OBJECTIVES: Treatment patterns for metastatic Colorectal Cancer (mCRC) patients have changed considerably with chemotherapies and targeted biologics often administered in various sequences but with limited cost-effectiveness evidence. The objective of the study was to conduct a pharmacoeconomic evaluation of commonly administered treatment sequences among elderly mCRC patients.
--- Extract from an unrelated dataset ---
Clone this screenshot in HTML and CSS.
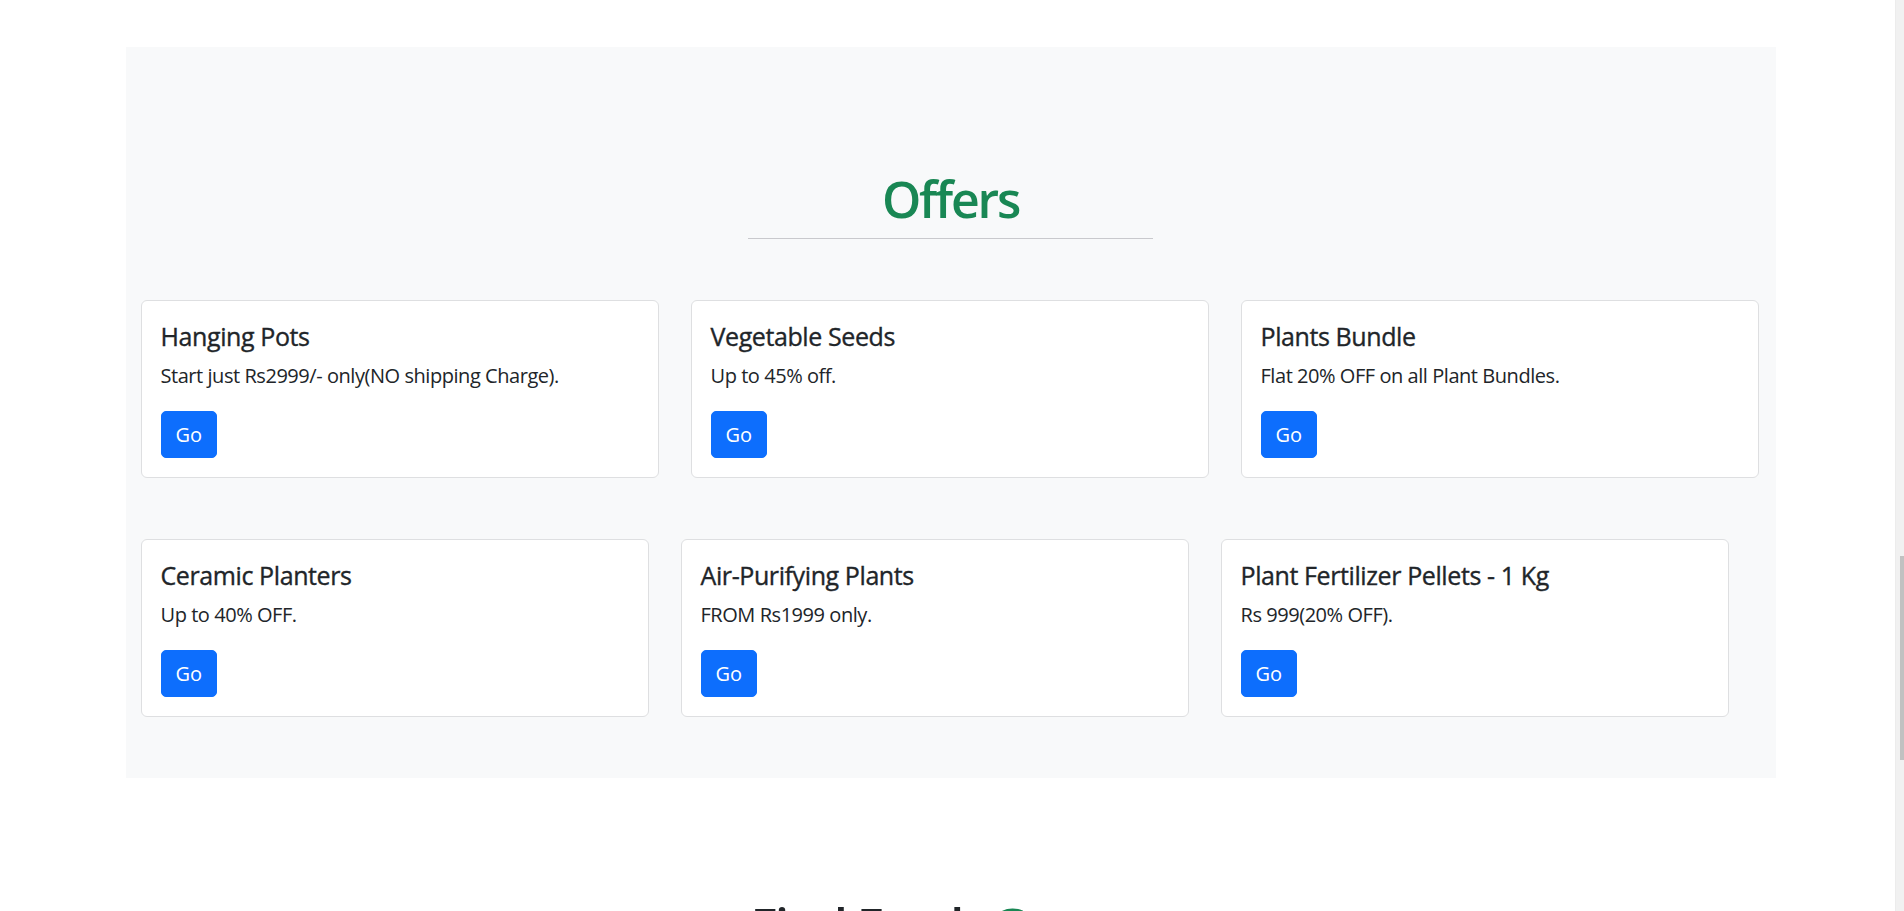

METHODS: A probabilistic discrete event simulation model assuming Weibull distribution was developed to evaluate the cost-effectiveness of common treatment sequences: 1) first-line oxaliplatin/irinotecan followed by second-line oxaliplatin/irinotecan + bevacizumab (OI-OIB), 2) first-line oxaliplatin/irinotecan + bevacizumab followed by second-line oxaliplatin/irinotecan + bevacizumab (OIB-OIB), 3) OI-OIB followed by a third-line targeted biologic (OI-OIB-TB), and 4) OIB-OIB followed by a third-line targeted biologic (OIB-OIB-TB). Input parameters were obtained from the Surveillance, Epidemiology and End Results – Medicare linked dataset for mCRC diagnosed from January 2004 through December 2009. Parameter uncertainty was accounted in a probabilistic sensitivity analysis. Costs (2014 U.S. dollars) and effectiveness were discounted annually at 3%.
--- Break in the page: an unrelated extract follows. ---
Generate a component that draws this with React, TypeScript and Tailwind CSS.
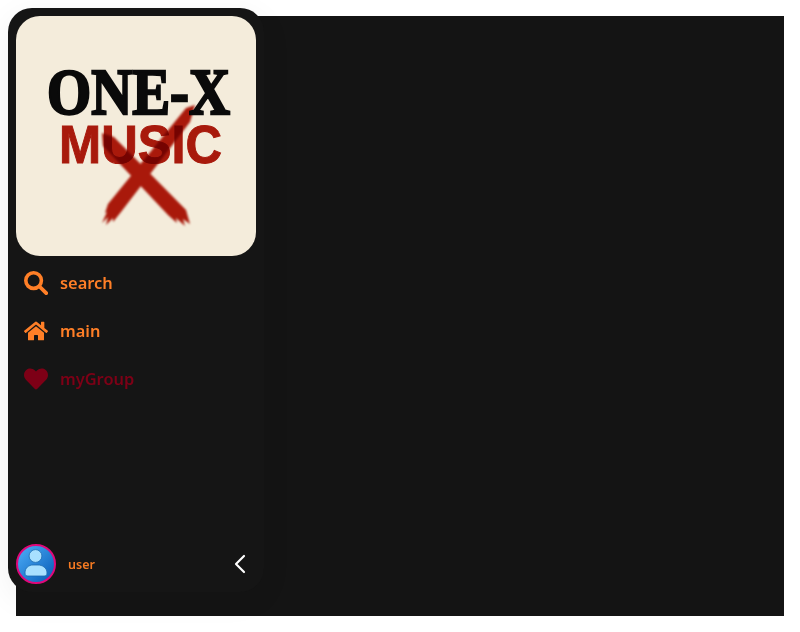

RESULTS: In the base case analyses, at the willingness-to- pay (WTP) threshold of $100,000/quality adjusted life year (QALY) gained, the treatment sequence OIB-OIB (versus OI-OIB) was not cost-effective with an incremental cost-effectiveness ratio (ICER) per patient of $119,007/QALY, OI-OIB-TB (versus OIB-OIB) was dominated and OIB-OIB-TB (versus OIB-OIB) was not cost-effective with an ICER of $405,857/QALY. Similar results were obtained assuming Log-normal distribution. Cost-effectiveness acceptability curves derived from probabilistic sensitivity analysis showed that at a WTP of $100,000/QALY gained; sequence OI-OIB was 34% cost-effective, followed by OIB-OIB (31%), OI-OIB-TB (20%), and OIB-OIB-TB (15%).
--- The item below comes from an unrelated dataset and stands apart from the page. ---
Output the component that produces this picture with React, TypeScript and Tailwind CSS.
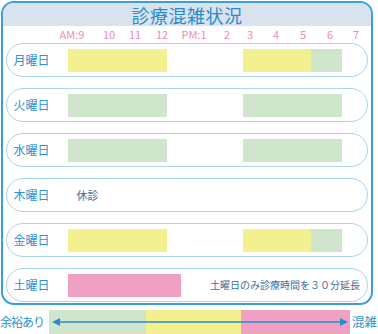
const Y = '#f2f08f';
const G = '#d0e6cc';
const P = '#f0a1c3';

// x positions in px on the page; the track starts at x=68
const hours = [
  { label: 'AM:9', x: 72 },
  { label: '10', x: 109 },
  { label: '11', x: 135 },
  { label: '12', x: 162 },
  { label: 'PM:1', x: 194 },
  { label: '2', x: 227 },
  { label: '3', x: 250 },
  { label: '4', x: 276 },
  { label: '5', x: 303 },
  { label: '6', x: 330 },
  { label: '7', x: 356 },
];

type Seg = { from: number; to: number; color: string };

const days: { name: string; segs: Seg[]; closed?: boolean; note?: string }[] = [
  { name: '月曜日', segs: [{ from: 68, to: 167, color: Y }, { from: 243, to: 311, color: Y }, { from: 311, to: 342, color: G }] },
  { name: '火曜日', segs: [{ from: 68, to: 167, color: G }, { from: 243, to: 342, color: G }] },
  { name: '水曜日', segs: [{ from: 68, to: 167, color: G }, { from: 243, to: 342, color: G }] },
  { name: '木曜日', segs: [], closed: true },
  { name: '金曜日', segs: [{ from: 68, to: 167, color: Y }, { from: 243, to: 311, color: Y }, { from: 311, to: 342, color: G }] },
  { name: '土曜日', segs: [{ from: 68, to: 181, color: P }], note: '土曜日のみ診療時間を３０分延長' },
];

function DayRow({ day }: { day: (typeof days)[number] }) {
  let prev = 68;
  return (
    <div className="flex items-center h-[34px] rounded-full border-[1.5px] border-[#a9d5ee] bg-white">
      <div className="w-[60.5px] pl-[6.5px] text-[12px] leading-none text-[#2b91d2]">{day.name}</div>
      <div className="flex flex-1 items-center h-[23px]">
        {day.segs.map((s, i) => {
          const ml = s.from - prev;
          prev = s.to;
          return (
            <div
              key={i}
              className="h-[23px]"
              style={{ marginLeft: ml, width: s.to - s.from, background: s.color }}
            />
          );
        })}
        {day.closed && <span className="ml-[9px] text-[11px] leading-none text-[#3b6f9f]">休診</span>}
        {day.note && (
          <span className="ml-auto mr-[7px] text-[10px] leading-none text-[#3b6f9f]">{day.note}</span>
        )}
      </div>
    </div>
  );
}

export default function App() {
  return (
    <div
      className="w-[378px] h-[334px] bg-white overflow-hidden"
      style={{ fontFamily: '"Noto Sans CJK JP", "Noto Sans", sans-serif' }}
    >
      <div className="ml-[1px] mt-[1px] w-[372px] h-[304px] border-2 border-[#3a9edc] rounded-[13px] overflow-hidden bg-white">
        <div className="h-[23px] bg-[#d9e3ee] flex items-center justify-center">
          <span className="text-[18px] leading-none text-[#2a8ccc] tracking-[0.5px]">診療混雑状況</span>
        </div>
        <div className="relative h-[17px]">
          {hours.map(h => (
            <span
              key={h.label}
              className="absolute top-[3px] -translate-x-1/2 text-[11px] leading-none text-[#ee8db1]"
              style={{ left: h.x - 3 }}
            >
              {h.label}
            </span>
          ))}
        </div>
        <div className="flex flex-col gap-[11px] px-[3px]">
          {days.map(d => (
            <DayRow key={d.name} day={d} />
          ))}
        </div>
      </div>

      <div className="flex items-center mt-[5px] h-[24px]">
        <span className="w-[49px] text-[12px] leading-none text-[#2b91d2] tracking-[-1px]">余裕あり</span>
        <div className="relative flex w-[301px] h-[24px]">
          <div className="w-[97px] bg-[#d0e6cc]" />
          <div className="w-[95px] bg-[#f2f08f]" />
          <div className="w-[109px] bg-[#f0a1c3]" />
          <svg className="absolute inset-0" width="301" height="24" viewBox="0 0 301 24">
            <line x1="8" y1="12" x2="292" y2="12" stroke="#2a8ccc" strokeWidth="1.5" />
            <polygon points="3,12 11,8 11,16" fill="#2a8ccc" />
            <polygon points="299,12 291,8 291,16" fill="#2a8ccc" />
          </svg>
        </div>
        <span className="ml-[2px] text-[12.5px] leading-none text-[#2b91d2]">混雑</span>
      </div>
    </div>
  );
}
CONCLUSIONS: Treatment sequences with bevacizumab at first-line and targeted biologics at third-line may not be cost-effective at the commonly used threshold of $100,000/QALY gained but a marginal decrease in the cost of bevacizumab may make treatment sequences with first-line bevacizumab cost-effective. Future economic evaluations should validate the study results using parameters from ongoing clinical trials.